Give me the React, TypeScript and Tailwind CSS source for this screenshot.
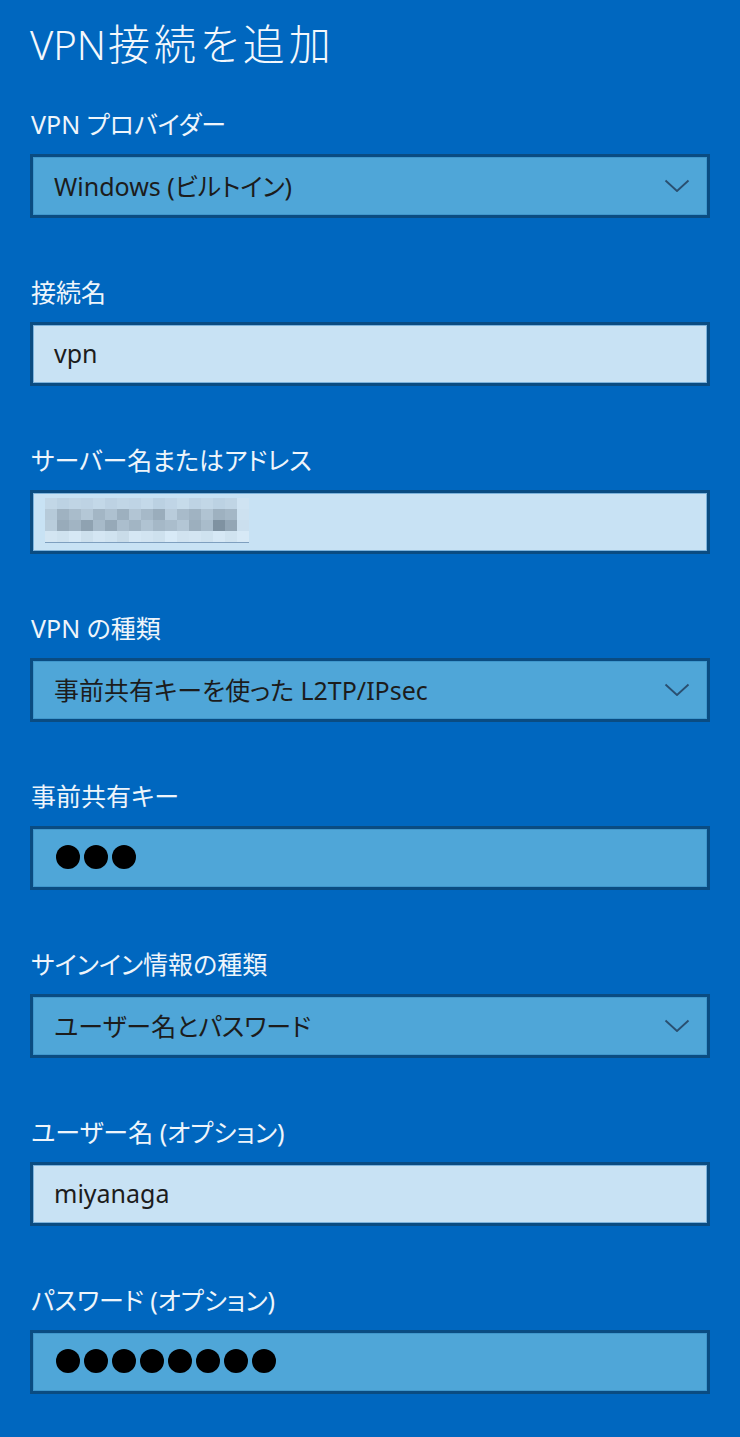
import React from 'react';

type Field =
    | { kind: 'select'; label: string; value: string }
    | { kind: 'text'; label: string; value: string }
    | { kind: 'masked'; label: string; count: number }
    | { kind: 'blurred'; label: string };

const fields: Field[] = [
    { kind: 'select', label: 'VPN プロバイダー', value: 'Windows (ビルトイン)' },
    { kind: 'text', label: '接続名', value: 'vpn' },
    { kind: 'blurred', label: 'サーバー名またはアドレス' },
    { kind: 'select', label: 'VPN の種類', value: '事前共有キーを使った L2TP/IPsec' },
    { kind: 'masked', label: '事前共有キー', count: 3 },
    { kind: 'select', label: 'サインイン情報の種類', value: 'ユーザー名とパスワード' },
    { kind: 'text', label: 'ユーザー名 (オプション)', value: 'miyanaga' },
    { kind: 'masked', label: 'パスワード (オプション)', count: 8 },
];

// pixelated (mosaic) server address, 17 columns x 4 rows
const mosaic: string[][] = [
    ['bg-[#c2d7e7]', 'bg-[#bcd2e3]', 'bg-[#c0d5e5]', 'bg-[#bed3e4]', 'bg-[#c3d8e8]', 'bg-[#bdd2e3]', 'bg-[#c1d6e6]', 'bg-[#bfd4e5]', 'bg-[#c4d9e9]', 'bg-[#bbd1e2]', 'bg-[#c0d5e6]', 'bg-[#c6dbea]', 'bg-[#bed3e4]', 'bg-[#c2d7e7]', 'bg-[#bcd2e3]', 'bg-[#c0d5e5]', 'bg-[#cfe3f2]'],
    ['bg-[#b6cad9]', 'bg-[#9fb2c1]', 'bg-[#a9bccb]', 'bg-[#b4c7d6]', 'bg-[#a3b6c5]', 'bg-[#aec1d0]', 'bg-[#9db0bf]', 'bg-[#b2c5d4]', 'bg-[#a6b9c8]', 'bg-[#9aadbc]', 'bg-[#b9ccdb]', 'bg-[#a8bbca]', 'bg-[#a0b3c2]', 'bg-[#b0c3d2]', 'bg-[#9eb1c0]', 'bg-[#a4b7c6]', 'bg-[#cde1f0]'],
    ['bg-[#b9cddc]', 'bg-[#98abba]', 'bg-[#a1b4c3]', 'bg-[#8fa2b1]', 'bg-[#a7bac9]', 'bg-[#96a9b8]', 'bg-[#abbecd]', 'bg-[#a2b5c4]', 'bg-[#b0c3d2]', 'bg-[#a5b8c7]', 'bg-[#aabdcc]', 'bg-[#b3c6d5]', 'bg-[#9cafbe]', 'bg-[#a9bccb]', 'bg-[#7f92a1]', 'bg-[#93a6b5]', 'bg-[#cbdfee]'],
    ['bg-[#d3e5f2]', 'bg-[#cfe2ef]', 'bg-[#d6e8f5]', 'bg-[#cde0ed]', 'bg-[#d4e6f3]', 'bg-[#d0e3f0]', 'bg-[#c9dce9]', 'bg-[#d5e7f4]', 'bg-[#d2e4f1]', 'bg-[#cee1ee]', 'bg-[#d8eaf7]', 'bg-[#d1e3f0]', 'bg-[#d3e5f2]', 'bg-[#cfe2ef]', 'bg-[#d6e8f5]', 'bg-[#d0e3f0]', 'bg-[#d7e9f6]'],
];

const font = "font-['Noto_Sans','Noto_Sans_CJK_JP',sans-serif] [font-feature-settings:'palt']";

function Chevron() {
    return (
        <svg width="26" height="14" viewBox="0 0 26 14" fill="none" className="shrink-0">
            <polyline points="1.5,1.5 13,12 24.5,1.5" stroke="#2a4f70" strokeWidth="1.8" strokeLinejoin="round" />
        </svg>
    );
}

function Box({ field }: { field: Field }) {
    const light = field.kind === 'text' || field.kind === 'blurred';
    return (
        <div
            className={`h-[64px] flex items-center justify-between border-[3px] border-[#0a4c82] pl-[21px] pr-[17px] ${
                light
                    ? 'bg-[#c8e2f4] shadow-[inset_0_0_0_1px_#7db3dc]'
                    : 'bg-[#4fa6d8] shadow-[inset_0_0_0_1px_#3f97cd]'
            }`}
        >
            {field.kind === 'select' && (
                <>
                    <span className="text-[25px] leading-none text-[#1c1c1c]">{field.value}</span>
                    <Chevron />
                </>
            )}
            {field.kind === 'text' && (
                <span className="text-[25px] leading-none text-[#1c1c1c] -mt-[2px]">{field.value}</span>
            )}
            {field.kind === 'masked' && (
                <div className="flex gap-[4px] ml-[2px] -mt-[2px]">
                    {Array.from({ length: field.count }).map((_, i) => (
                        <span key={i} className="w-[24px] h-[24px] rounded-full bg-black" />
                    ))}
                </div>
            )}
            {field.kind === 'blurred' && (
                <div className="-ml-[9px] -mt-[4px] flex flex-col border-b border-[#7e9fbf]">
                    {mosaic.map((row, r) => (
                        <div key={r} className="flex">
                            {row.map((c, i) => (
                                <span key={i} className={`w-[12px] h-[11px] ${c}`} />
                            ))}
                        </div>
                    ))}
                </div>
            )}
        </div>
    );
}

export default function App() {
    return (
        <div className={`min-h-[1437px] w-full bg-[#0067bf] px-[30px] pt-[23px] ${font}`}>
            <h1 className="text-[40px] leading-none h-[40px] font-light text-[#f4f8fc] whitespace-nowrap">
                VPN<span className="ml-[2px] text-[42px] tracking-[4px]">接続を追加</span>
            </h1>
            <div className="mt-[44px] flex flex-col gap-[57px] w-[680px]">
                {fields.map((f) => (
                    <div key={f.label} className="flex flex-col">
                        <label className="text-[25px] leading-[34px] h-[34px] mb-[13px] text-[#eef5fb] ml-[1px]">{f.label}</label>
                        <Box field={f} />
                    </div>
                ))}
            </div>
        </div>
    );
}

--------------------

● **Problem statement**
Quote the material exactly. Pictures stay out.

● **Output of the exercise**
Give me the React, TypeScript and Tailwind CSS source for this screenshot.
import React from 'react';

type Field =
    | { kind: 'select'; label: string; value: string }
    | { kind: 'text'; label: string; value: string }
    | { kind: 'masked'; label: string; count: number }
    | { kind: 'blurred'; label: string };

const fields: Field[] = [
    { kind: 'select', label: 'VPN プロバイダー', value: 'Windows (ビルトイン)' },
    { kind: 'text', label: '接続名', value: 'vpn' },
    { kind: 'blurred', label: 'サーバー名またはアドレス' },
    { kind: 'select', label: 'VPN の種類', value: '事前共有キーを使った L2TP/IPsec' },
    { kind: 'masked', label: '事前共有キー', count: 3 },
    { kind: 'select', label: 'サインイン情報の種類', value: 'ユーザー名とパスワード' },
    { kind: 'text', label: 'ユーザー名 (オプション)', value: 'miyanaga' },
    { kind: 'masked', label: 'パスワード (オプション)', count: 8 },
];

// pixelated (mosaic) server address, 17 columns x 4 rows
const mosaic: string[][] = [
    ['bg-[#c2d7e7]', 'bg-[#bcd2e3]', 'bg-[#c0d5e5]', 'bg-[#bed3e4]', 'bg-[#c3d8e8]', 'bg-[#bdd2e3]', 'bg-[#c1d6e6]', 'bg-[#bfd4e5]', 'bg-[#c4d9e9]', 'bg-[#bbd1e2]', 'bg-[#c0d5e6]', 'bg-[#c6dbea]', 'bg-[#bed3e4]', 'bg-[#c2d7e7]', 'bg-[#bcd2e3]', 'bg-[#c0d5e5]', 'bg-[#cfe3f2]'],
    ['bg-[#b6cad9]', 'bg-[#9fb2c1]', 'bg-[#a9bccb]', 'bg-[#b4c7d6]', 'bg-[#a3b6c5]', 'bg-[#aec1d0]', 'bg-[#9db0bf]', 'bg-[#b2c5d4]', 'bg-[#a6b9c8]', 'bg-[#9aadbc]', 'bg-[#b9ccdb]', 'bg-[#a8bbca]', 'bg-[#a0b3c2]', 'bg-[#b0c3d2]', 'bg-[#9eb1c0]', 'bg-[#a4b7c6]', 'bg-[#cde1f0]'],
    ['bg-[#b9cddc]', 'bg-[#98abba]', 'bg-[#a1b4c3]', 'bg-[#8fa2b1]', 'bg-[#a7bac9]', 'bg-[#96a9b8]', 'bg-[#abbecd]', 'bg-[#a2b5c4]', 'bg-[#b0c3d2]', 'bg-[#a5b8c7]', 'bg-[#aabdcc]', 'bg-[#b3c6d5]', 'bg-[#9cafbe]', 'bg-[#a9bccb]', 'bg-[#7f92a1]', 'bg-[#93a6b5]', 'bg-[#cbdfee]'],
    ['bg-[#d3e5f2]', 'bg-[#cfe2ef]', 'bg-[#d6e8f5]', 'bg-[#cde0ed]', 'bg-[#d4e6f3]', 'bg-[#d0e3f0]', 'bg-[#c9dce9]', 'bg-[#d5e7f4]', 'bg-[#d2e4f1]', 'bg-[#cee1ee]', 'bg-[#d8eaf7]', 'bg-[#d1e3f0]', 'bg-[#d3e5f2]', 'bg-[#cfe2ef]', 'bg-[#d6e8f5]', 'bg-[#d0e3f0]', 'bg-[#d7e9f6]'],
];

const font = "font-['Noto_Sans','Noto_Sans_CJK_JP',sans-serif] [font-feature-settings:'palt']";

function Chevron() {
    return (
        <svg width="26" height="14" viewBox="0 0 26 14" fill="none" className="shrink-0">
            <polyline points="1.5,1.5 13,12 24.5,1.5" stroke="#2a4f70" strokeWidth="1.8" strokeLinejoin="round" />
        </svg>
    );
}

function Box({ field }: { field: Field }) {
    const light = field.kind === 'text' || field.kind === 'blurred';
    return (
        <div
            className={`h-[64px] flex items-center justify-between border-[3px] border-[#0a4c82] pl-[21px] pr-[17px] ${
                light
                    ? 'bg-[#c8e2f4] shadow-[inset_0_0_0_1px_#7db3dc]'
                    : 'bg-[#4fa6d8] shadow-[inset_0_0_0_1px_#3f97cd]'
            }`}
        >
            {field.kind === 'select' && (
                <>
                    <span className="text-[25px] leading-none text-[#1c1c1c]">{field.value}</span>
                    <Chevron />
                </>
            )}
            {field.kind === 'text' && (
                <span className="text-[25px] leading-none text-[#1c1c1c] -mt-[2px]">{field.value}</span>
            )}
            {field.kind === 'masked' && (
                <div className="flex gap-[4px] ml-[2px] -mt-[2px]">
                    {Array.from({ length: field.count }).map((_, i) => (
                        <span key={i} className="w-[24px] h-[24px] rounded-full bg-black" />
                    ))}
                </div>
            )}
            {field.kind === 'blurred' && (
                <div className="-ml-[9px] -mt-[4px] flex flex-col border-b border-[#7e9fbf]">
                    {mosaic.map((row, r) => (
                        <div key={r} className="flex">
                            {row.map((c, i) => (
                                <span key={i} className={`w-[12px] h-[11px] ${c}`} />
                            ))}
                        </div>
                    ))}
                </div>
            )}
        </div>
    );
}

export default function App() {
    return (
        <div className={`min-h-[1437px] w-full bg-[#0067bf] px-[30px] pt-[23px] ${font}`}>
            <h1 className="text-[40px] leading-none h-[40px] font-light text-[#f4f8fc] whitespace-nowrap">
                VPN<span className="ml-[2px] text-[42px] tracking-[4px]">接続を追加</span>
            </h1>
            <div className="mt-[44px] flex flex-col gap-[57px] w-[680px]">
                {fields.map((f) => (
                    <div key={f.label} className="flex flex-col">
                        <label className="text-[25px] leading-[34px] h-[34px] mb-[13px] text-[#eef5fb] ml-[1px]">{f.label}</label>
                        <Box field={f} />
                    </div>
                ))}
            </div>
        </div>
    );
}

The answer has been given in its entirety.